====== MATERIAL PROVIDED ======

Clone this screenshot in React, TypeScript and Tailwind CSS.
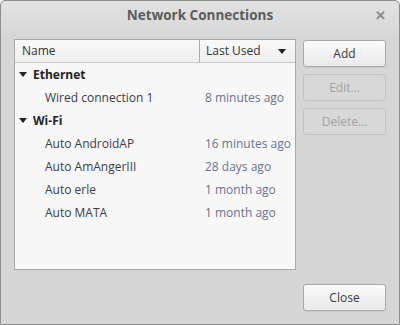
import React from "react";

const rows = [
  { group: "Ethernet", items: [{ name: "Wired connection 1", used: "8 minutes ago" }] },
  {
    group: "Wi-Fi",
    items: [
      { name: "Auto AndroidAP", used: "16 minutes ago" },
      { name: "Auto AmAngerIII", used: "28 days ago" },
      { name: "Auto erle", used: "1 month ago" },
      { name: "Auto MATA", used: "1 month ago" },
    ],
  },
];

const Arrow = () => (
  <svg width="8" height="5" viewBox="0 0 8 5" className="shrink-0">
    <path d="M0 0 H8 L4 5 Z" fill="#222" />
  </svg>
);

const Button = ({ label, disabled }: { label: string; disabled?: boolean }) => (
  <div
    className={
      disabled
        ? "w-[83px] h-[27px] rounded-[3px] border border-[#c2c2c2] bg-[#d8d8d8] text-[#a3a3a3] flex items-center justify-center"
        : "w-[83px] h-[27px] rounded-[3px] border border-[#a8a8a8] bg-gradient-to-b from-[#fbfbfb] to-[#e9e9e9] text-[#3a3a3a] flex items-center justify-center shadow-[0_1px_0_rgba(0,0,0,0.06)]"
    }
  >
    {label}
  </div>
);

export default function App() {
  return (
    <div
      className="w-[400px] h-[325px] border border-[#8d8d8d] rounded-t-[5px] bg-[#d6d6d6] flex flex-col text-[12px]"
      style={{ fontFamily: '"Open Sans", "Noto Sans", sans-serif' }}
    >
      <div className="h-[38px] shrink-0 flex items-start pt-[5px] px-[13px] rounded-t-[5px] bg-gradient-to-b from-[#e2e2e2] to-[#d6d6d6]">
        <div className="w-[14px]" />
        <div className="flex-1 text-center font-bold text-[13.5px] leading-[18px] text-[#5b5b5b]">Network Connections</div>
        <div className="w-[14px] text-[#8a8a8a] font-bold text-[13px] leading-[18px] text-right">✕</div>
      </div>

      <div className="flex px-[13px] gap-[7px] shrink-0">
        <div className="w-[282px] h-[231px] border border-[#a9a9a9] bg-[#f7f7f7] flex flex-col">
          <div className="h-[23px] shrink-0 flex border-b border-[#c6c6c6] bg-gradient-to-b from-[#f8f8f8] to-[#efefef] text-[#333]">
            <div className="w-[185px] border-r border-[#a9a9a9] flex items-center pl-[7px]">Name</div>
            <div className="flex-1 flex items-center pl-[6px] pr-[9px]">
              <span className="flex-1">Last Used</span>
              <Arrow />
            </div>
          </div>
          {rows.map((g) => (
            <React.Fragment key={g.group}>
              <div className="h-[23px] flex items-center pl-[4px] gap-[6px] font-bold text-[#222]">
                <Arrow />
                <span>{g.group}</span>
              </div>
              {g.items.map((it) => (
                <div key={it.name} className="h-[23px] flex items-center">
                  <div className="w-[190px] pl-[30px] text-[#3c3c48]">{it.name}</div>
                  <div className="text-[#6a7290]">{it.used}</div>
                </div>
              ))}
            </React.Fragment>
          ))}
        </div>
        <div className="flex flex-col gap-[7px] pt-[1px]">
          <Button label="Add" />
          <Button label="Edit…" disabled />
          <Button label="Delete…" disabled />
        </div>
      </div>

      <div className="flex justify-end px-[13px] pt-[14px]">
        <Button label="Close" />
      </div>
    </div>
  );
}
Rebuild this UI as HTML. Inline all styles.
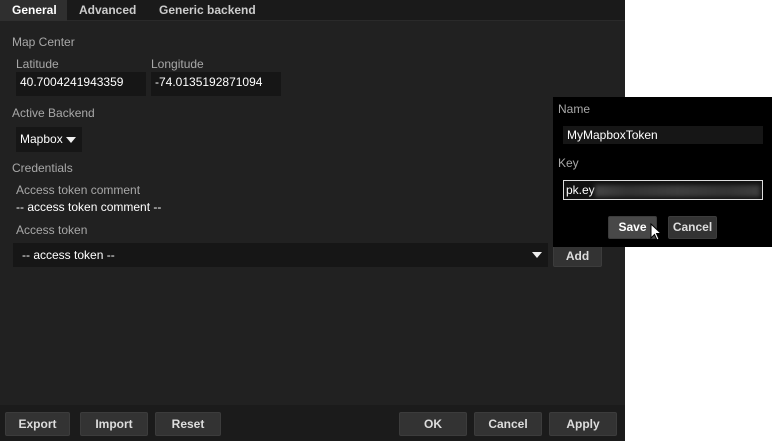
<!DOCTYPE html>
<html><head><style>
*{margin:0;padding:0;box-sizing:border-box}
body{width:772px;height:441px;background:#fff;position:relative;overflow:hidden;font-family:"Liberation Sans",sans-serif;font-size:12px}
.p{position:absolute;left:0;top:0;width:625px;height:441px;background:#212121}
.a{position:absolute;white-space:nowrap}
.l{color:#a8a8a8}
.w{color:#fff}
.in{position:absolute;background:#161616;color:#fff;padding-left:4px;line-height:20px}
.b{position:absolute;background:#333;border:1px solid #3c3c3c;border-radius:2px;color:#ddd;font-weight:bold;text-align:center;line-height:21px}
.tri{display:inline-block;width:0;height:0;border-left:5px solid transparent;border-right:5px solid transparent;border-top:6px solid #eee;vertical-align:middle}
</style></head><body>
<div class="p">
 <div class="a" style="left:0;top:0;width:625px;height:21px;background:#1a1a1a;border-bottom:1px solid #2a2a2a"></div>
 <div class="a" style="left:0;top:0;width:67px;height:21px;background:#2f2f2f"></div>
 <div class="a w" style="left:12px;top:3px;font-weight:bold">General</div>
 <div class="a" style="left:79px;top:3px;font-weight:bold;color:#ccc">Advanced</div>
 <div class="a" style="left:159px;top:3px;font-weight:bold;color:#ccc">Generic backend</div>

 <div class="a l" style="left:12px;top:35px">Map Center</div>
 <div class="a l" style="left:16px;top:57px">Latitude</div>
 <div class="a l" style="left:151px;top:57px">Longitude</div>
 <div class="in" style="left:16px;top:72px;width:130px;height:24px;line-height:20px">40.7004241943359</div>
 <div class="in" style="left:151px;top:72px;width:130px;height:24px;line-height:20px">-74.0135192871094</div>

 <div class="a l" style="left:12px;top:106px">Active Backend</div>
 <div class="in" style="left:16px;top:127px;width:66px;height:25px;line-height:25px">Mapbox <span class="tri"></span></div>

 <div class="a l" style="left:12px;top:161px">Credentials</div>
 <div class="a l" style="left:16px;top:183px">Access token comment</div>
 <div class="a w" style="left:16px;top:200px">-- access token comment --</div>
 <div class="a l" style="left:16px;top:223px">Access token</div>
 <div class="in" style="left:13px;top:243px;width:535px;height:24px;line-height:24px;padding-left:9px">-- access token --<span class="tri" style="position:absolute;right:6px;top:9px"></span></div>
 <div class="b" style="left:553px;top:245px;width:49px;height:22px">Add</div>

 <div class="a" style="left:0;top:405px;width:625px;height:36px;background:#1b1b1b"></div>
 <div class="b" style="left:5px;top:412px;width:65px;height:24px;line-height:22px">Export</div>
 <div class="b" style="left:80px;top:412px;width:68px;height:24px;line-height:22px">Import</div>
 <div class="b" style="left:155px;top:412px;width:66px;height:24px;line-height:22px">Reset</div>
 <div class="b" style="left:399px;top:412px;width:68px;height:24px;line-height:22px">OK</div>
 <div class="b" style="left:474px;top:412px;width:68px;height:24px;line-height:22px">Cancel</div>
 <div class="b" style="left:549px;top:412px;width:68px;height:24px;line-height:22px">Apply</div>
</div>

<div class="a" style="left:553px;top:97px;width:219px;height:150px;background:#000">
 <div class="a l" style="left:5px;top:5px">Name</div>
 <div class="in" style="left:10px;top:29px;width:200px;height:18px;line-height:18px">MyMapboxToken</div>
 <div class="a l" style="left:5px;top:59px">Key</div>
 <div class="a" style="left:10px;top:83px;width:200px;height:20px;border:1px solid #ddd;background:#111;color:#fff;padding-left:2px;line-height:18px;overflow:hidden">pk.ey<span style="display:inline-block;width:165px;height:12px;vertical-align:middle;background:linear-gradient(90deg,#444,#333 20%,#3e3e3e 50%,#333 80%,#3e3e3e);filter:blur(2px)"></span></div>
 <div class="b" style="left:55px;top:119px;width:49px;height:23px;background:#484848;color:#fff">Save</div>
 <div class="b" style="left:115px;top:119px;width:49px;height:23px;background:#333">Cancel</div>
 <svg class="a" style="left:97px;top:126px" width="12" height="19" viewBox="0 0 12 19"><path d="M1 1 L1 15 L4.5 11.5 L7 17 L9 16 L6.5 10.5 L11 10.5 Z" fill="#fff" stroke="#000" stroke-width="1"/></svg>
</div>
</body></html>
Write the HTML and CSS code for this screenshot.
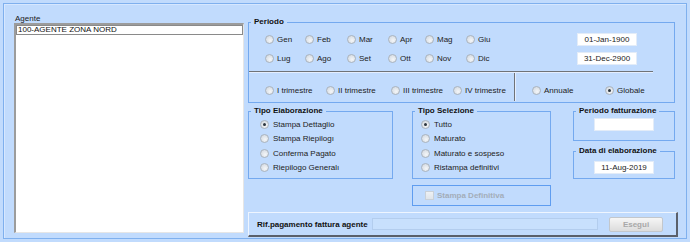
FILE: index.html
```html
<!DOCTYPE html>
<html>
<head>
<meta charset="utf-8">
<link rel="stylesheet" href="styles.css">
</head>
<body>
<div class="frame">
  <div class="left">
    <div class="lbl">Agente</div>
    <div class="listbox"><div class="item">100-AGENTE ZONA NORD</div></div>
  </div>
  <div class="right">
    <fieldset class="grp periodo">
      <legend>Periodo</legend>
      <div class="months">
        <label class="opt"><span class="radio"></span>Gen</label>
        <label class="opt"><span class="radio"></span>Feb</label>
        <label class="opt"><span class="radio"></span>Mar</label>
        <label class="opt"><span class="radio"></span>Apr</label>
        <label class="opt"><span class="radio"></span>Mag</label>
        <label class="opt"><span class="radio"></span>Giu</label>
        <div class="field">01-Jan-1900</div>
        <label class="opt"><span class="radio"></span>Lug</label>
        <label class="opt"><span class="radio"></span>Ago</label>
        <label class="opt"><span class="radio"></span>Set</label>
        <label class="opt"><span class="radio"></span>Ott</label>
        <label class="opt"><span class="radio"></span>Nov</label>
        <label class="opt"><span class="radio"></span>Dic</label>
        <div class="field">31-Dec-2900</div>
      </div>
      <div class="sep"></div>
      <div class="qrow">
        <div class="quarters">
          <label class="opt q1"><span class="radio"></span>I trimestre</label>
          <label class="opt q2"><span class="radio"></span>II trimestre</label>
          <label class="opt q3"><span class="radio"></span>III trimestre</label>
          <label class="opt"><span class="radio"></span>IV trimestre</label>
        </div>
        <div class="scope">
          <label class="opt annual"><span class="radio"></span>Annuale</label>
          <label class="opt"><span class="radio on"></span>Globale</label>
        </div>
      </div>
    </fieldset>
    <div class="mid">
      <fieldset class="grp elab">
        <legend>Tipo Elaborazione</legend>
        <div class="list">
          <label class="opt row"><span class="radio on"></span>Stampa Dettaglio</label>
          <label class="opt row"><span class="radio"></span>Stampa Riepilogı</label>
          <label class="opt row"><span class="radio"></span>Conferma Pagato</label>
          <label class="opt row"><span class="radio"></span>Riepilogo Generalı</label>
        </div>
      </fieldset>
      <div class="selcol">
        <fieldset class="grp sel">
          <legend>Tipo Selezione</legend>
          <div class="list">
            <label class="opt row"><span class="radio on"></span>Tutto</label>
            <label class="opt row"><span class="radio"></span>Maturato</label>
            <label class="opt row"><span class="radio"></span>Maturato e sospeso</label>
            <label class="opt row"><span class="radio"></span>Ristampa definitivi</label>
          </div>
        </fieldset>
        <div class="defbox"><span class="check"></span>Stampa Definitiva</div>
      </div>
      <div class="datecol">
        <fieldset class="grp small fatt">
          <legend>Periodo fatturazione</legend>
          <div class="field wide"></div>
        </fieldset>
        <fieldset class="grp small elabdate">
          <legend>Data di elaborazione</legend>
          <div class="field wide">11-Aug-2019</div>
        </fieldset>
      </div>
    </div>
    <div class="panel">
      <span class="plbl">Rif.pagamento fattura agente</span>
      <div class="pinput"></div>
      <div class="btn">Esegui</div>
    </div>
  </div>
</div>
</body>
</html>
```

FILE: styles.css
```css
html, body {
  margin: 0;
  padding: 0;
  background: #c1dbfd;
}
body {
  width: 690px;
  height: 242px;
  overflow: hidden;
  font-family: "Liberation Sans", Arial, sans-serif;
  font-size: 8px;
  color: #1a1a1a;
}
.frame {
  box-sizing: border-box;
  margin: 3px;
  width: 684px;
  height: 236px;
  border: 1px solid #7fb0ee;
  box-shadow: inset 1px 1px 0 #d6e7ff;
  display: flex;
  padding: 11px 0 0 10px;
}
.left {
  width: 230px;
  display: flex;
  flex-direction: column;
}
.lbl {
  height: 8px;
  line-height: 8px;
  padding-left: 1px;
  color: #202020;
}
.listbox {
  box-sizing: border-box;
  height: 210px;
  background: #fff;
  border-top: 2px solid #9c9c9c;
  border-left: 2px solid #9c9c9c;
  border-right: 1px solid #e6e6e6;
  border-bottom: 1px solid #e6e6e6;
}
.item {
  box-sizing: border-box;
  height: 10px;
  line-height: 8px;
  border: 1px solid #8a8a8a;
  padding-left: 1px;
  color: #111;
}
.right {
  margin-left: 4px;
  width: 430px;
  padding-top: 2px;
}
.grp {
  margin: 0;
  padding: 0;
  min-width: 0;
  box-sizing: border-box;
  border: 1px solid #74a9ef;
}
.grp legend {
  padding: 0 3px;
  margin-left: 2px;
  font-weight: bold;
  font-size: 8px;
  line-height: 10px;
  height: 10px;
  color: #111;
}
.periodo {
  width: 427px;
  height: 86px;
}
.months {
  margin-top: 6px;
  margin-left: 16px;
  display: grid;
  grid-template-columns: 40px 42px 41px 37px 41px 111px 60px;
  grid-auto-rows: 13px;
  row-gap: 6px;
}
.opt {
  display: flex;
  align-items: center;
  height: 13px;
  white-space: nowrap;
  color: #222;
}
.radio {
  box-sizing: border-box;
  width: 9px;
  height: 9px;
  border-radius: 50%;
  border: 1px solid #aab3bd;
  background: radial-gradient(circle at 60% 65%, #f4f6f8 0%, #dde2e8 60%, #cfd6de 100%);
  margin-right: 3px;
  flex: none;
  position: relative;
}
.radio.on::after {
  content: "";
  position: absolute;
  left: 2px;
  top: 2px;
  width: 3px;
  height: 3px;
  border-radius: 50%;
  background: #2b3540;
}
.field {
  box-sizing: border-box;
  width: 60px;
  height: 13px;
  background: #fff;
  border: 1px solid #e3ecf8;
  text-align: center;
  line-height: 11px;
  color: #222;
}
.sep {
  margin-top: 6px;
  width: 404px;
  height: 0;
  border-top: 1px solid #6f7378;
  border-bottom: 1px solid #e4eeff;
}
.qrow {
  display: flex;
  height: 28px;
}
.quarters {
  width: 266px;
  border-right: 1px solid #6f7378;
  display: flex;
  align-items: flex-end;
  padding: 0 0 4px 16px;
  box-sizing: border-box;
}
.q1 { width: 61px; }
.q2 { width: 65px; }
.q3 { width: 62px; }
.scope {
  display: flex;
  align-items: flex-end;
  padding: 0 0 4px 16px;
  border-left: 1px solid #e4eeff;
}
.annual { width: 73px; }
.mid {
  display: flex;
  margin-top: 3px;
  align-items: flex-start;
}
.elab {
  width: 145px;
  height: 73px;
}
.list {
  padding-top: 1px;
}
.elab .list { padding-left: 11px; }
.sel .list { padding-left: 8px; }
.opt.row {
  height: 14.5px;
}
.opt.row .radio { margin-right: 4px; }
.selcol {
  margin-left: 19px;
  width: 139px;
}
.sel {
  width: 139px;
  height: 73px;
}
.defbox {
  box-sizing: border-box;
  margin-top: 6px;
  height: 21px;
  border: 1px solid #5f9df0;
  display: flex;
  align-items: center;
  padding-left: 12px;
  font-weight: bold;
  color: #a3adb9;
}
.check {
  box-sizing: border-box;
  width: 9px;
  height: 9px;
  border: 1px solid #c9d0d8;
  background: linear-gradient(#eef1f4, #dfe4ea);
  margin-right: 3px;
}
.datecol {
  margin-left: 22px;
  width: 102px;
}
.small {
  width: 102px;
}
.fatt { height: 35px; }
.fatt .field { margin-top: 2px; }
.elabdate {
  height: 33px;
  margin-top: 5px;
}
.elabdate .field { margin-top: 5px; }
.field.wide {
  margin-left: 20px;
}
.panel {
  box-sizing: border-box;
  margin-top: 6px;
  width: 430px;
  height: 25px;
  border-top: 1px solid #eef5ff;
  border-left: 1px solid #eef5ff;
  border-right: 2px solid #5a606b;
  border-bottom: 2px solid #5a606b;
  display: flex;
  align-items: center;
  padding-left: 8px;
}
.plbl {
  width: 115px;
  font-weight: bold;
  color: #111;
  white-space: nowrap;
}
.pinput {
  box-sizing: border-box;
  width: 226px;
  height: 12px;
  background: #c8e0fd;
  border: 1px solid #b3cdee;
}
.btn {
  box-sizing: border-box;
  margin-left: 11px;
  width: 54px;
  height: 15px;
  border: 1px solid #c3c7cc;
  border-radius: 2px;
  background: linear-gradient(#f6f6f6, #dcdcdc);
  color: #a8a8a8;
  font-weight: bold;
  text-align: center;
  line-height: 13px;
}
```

======

WHAT IS BEING ASKED -> Identify the lines in the records above that contain the word "styles", then state how many there are and nothing more.

THE OUTPUT -> 3